start

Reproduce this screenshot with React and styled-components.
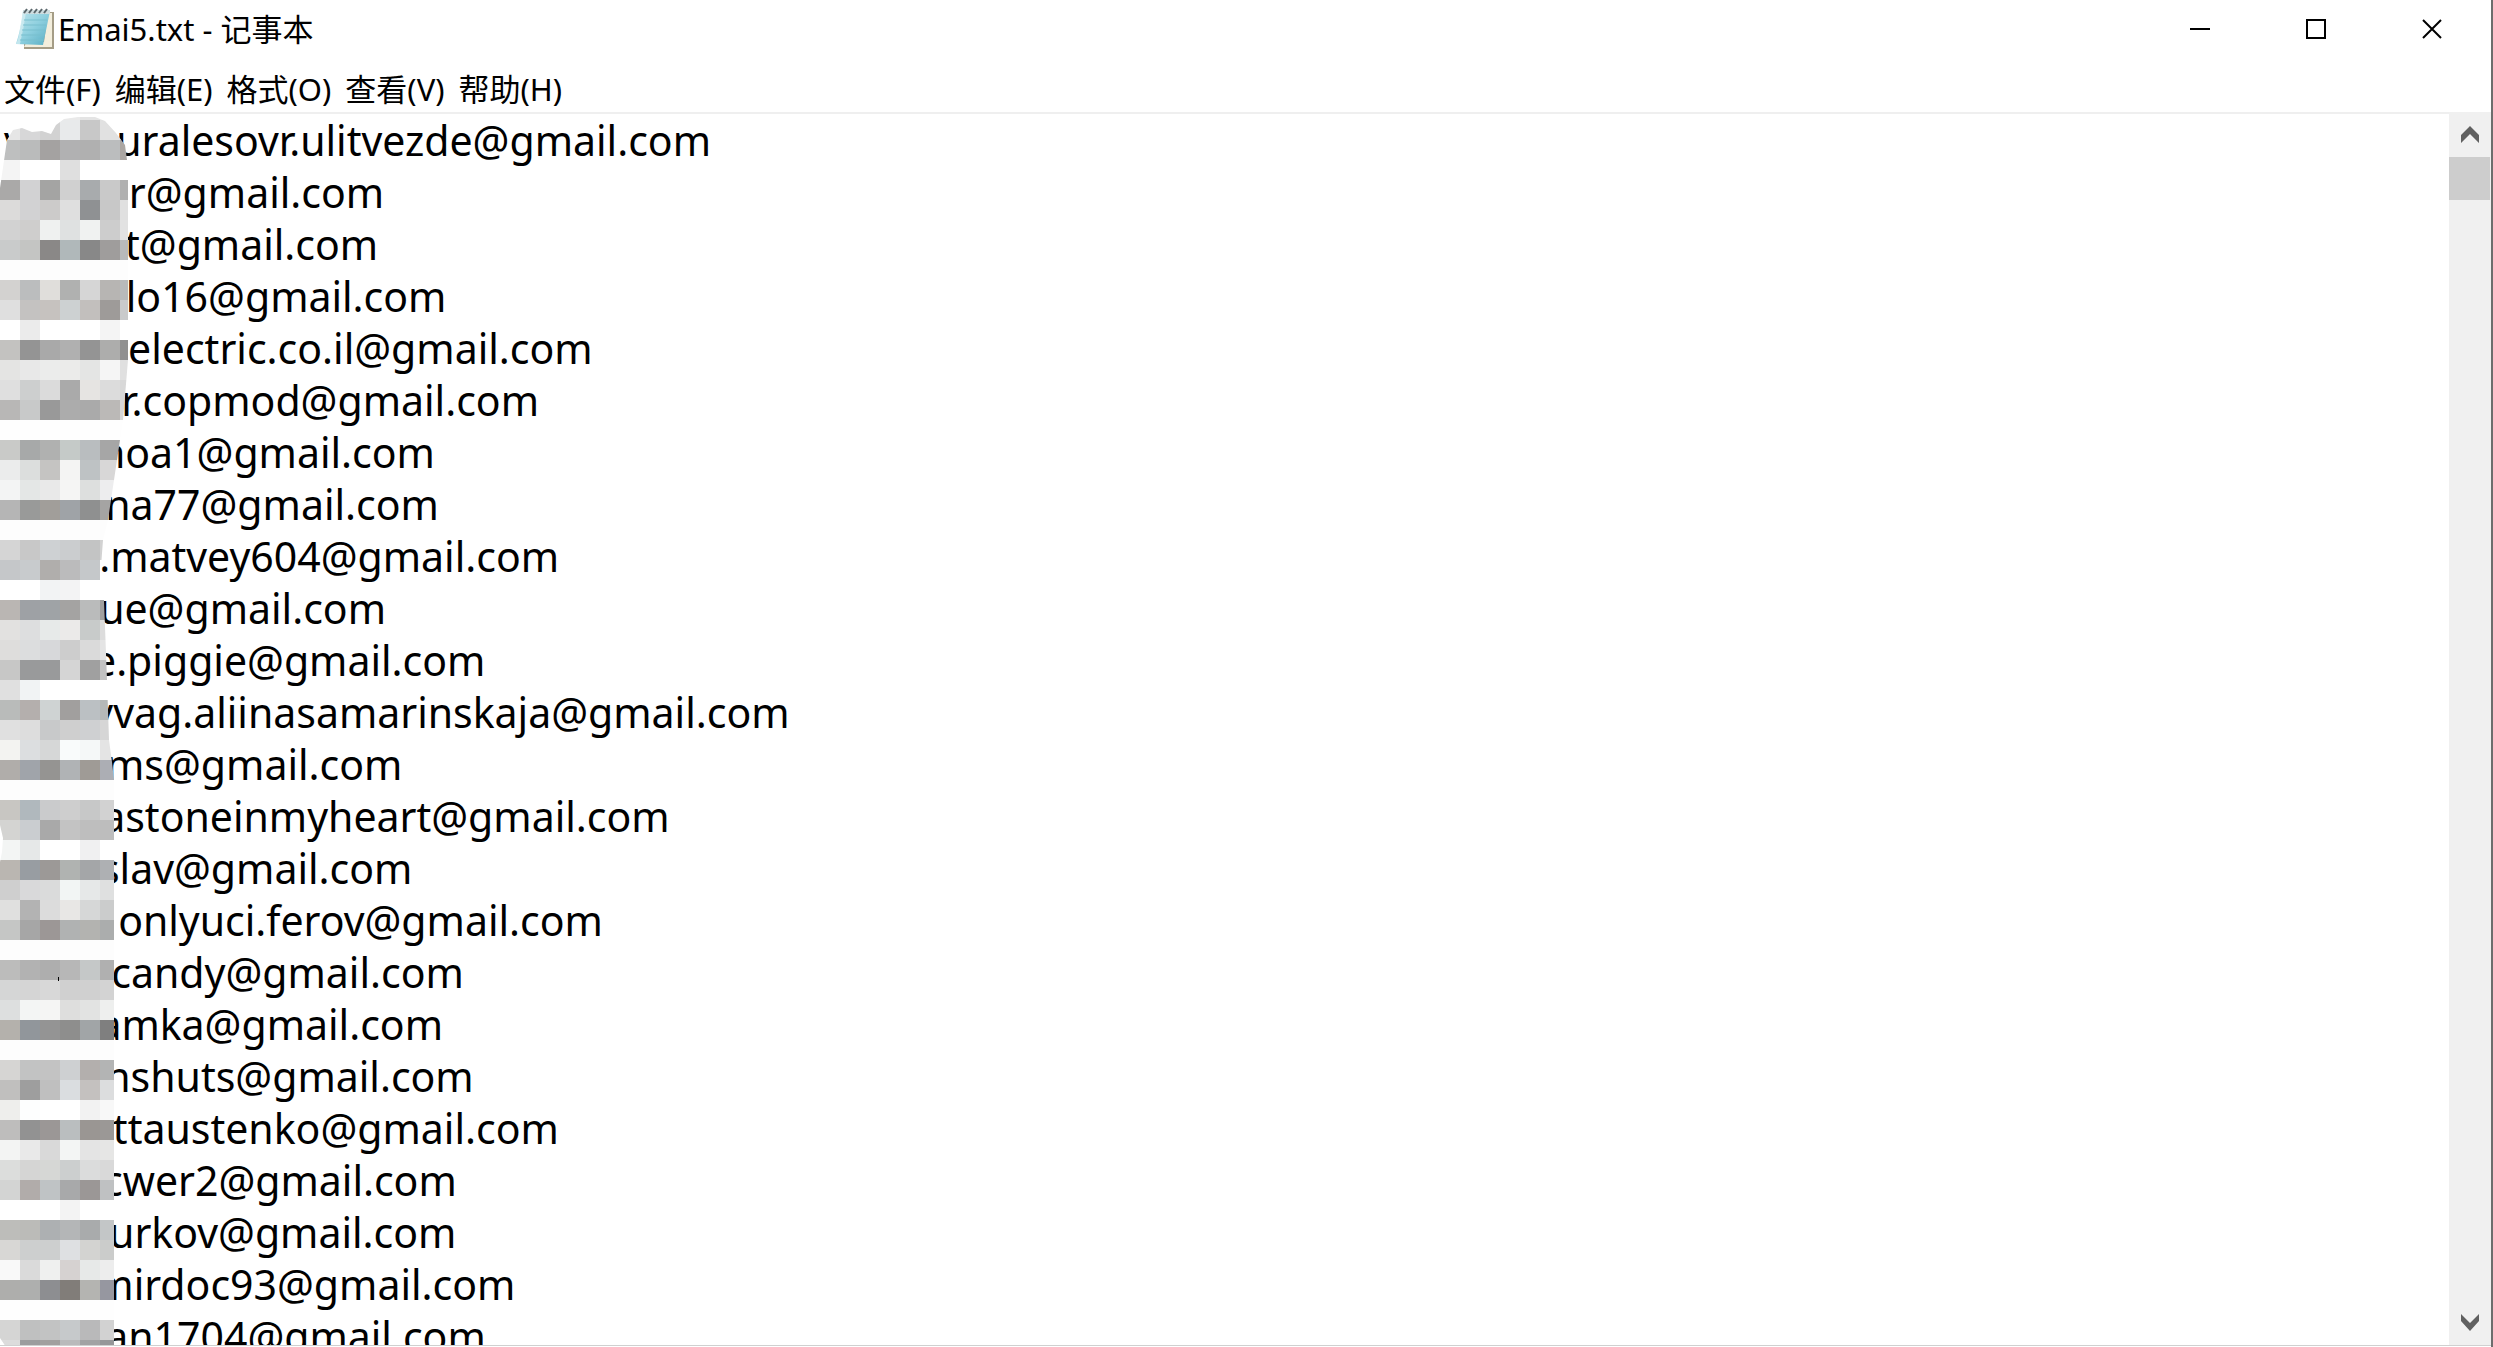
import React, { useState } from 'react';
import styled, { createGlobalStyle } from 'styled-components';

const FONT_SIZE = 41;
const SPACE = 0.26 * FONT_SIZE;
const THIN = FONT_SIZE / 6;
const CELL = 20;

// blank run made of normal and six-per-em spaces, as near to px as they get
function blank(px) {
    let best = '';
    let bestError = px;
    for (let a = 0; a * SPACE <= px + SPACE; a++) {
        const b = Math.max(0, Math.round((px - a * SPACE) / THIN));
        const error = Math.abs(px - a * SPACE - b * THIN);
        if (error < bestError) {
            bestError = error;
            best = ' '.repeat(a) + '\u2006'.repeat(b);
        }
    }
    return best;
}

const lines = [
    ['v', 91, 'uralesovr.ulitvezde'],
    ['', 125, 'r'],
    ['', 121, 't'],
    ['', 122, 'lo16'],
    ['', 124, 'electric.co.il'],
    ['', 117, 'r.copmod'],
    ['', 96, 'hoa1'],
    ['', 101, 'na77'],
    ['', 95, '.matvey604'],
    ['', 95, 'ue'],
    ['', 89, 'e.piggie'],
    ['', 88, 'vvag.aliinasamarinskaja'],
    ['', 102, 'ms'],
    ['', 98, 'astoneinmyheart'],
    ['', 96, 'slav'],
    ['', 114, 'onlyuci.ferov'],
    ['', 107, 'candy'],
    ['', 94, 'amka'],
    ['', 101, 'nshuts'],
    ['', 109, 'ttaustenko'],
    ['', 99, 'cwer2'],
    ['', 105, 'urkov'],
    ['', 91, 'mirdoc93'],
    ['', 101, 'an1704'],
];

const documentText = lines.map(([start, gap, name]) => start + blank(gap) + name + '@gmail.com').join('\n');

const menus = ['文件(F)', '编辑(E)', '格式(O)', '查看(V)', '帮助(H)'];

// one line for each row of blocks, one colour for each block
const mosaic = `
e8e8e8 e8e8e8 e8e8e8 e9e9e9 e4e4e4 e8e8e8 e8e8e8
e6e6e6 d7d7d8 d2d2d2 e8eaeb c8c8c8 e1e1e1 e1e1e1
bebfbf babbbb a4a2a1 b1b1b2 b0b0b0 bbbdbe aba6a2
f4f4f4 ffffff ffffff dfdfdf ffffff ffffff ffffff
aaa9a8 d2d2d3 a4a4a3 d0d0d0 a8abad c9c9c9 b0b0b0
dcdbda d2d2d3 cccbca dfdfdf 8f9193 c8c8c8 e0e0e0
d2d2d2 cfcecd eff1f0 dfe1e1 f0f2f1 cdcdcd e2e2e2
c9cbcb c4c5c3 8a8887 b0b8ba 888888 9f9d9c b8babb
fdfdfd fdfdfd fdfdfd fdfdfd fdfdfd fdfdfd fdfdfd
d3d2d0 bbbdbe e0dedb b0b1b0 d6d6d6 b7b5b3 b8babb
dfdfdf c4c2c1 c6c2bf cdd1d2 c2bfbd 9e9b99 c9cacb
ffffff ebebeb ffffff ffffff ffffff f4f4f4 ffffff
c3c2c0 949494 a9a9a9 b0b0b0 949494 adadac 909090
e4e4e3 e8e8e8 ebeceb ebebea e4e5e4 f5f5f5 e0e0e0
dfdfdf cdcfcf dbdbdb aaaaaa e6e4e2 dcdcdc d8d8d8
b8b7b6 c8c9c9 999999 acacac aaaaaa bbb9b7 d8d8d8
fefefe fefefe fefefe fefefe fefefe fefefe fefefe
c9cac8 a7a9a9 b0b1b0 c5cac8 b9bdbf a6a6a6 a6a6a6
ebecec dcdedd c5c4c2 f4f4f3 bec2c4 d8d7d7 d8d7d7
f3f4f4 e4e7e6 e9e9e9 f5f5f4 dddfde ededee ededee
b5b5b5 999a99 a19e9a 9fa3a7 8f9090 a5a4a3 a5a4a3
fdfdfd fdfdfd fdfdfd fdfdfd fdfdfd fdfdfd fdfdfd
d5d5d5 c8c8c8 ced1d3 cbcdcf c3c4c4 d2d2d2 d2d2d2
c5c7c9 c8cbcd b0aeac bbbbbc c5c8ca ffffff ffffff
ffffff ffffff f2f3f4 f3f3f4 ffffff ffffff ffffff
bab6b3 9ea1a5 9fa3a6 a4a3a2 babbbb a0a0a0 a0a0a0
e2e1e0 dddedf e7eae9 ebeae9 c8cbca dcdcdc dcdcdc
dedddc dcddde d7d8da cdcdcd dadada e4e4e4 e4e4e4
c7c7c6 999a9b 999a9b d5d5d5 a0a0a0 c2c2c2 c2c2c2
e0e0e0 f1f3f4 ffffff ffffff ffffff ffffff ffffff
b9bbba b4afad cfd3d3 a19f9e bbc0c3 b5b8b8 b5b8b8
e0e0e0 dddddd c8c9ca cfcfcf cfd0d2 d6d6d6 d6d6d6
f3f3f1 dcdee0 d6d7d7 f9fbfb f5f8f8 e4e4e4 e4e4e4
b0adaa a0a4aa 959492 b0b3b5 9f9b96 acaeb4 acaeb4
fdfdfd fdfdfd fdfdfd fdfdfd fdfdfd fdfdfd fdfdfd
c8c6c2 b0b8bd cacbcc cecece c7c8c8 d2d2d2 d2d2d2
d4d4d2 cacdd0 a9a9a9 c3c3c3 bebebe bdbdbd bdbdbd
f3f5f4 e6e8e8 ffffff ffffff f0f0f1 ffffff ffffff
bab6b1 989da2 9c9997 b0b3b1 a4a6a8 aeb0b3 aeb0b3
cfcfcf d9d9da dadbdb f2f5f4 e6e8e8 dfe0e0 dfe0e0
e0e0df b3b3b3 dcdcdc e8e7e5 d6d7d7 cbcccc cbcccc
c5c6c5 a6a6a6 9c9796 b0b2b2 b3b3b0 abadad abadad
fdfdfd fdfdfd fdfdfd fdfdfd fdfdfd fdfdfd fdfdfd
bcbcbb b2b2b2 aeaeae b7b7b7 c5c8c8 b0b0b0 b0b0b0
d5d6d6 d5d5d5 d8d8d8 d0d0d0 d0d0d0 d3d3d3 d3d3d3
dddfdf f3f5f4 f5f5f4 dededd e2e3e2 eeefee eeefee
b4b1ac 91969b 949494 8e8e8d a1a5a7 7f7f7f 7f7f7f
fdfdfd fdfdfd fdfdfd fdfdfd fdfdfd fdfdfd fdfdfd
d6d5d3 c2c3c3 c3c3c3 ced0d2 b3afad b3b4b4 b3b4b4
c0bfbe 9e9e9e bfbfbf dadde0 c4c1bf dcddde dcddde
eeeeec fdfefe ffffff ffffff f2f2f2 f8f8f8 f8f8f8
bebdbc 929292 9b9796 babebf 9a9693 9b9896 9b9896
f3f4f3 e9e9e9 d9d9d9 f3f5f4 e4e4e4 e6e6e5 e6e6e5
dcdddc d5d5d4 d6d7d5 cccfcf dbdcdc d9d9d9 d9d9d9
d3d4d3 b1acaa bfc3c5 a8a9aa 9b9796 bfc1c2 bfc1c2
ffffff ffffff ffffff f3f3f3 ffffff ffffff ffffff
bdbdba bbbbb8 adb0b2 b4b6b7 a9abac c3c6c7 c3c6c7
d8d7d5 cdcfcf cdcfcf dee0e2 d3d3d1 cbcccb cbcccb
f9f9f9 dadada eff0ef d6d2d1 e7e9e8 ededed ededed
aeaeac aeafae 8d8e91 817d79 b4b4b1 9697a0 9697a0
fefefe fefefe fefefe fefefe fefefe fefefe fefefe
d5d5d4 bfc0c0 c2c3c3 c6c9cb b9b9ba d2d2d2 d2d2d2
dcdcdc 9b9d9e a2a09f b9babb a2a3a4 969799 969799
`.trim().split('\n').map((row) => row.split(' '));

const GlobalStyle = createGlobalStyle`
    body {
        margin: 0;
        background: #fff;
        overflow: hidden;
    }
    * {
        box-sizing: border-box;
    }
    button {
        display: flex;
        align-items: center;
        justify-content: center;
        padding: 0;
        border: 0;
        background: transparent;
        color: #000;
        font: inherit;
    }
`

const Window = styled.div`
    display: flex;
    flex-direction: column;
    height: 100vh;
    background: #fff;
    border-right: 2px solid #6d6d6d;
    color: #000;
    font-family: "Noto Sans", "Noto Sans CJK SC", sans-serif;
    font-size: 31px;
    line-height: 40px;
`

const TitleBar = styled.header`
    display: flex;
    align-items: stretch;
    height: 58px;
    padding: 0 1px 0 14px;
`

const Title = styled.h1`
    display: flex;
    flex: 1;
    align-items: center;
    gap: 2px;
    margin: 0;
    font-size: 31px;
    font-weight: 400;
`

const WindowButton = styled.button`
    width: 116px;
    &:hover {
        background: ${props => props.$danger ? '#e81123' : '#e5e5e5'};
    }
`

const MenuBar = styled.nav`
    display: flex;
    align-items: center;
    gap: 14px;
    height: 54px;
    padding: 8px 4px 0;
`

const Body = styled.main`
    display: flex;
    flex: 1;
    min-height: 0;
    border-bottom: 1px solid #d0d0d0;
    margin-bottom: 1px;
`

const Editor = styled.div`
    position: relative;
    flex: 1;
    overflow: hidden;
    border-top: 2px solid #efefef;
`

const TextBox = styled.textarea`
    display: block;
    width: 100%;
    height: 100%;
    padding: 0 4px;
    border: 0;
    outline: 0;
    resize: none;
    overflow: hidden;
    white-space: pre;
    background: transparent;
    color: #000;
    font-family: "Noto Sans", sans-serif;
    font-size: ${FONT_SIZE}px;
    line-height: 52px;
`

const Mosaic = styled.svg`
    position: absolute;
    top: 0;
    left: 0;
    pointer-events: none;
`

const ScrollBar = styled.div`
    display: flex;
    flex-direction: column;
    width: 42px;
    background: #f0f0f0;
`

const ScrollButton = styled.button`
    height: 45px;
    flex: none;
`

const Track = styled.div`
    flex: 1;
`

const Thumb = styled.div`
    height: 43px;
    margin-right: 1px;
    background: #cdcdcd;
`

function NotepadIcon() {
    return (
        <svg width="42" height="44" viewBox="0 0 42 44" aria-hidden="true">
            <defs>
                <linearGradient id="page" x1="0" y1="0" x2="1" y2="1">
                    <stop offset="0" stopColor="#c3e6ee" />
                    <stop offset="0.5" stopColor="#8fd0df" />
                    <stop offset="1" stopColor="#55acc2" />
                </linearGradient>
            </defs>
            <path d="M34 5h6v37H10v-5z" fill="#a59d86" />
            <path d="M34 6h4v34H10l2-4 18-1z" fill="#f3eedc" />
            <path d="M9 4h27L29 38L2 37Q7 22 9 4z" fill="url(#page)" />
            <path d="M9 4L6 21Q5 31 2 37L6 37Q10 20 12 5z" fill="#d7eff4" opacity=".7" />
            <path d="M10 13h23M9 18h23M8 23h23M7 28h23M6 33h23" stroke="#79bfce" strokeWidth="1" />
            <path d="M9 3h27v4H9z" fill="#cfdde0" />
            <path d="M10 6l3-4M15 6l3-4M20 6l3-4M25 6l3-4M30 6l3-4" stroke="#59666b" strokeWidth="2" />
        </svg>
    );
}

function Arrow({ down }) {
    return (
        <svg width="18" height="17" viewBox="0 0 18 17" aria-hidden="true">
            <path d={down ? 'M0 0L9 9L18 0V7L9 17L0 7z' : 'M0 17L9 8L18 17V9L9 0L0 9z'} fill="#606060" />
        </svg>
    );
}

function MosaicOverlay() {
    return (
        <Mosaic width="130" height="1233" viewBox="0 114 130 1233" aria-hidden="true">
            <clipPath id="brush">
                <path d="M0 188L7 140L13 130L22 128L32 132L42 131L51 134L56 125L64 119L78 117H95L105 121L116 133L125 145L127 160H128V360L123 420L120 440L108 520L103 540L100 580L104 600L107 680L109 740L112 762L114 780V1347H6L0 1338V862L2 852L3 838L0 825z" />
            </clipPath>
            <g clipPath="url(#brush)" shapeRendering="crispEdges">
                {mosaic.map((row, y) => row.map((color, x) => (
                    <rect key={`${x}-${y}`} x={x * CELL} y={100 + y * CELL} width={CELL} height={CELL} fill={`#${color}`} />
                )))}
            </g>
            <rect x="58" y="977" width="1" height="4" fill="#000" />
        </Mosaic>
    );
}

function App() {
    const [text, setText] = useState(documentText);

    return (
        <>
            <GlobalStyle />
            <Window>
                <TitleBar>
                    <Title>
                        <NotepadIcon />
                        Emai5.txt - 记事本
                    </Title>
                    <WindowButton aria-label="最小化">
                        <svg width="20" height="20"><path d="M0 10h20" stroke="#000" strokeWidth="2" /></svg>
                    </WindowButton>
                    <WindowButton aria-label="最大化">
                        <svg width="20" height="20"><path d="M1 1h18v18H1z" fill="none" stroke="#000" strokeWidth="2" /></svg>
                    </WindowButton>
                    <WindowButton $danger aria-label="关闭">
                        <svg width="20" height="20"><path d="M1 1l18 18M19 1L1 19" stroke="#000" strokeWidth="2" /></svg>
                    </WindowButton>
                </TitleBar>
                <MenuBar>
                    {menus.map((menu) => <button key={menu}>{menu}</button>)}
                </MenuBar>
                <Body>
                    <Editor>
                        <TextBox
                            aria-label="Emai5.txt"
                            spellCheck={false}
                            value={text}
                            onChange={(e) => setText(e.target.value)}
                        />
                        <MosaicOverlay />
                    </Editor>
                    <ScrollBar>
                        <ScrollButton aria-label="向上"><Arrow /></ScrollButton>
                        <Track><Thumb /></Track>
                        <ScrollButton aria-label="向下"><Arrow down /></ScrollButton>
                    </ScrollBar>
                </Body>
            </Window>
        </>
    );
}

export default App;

end

§ **Task statement**
Exactly restate the lines from the beginning of the data through the line with "const CELL = 20;", and no others, keeping pictures out.

§ **Answer to this exercise**
Reproduce this screenshot with React and styled-components.
import React, { useState } from 'react';
import styled, { createGlobalStyle } from 'styled-components';

const FONT_SIZE = 41;
const SPACE = 0.26 * FONT_SIZE;
const THIN = FONT_SIZE / 6;
const CELL = 20;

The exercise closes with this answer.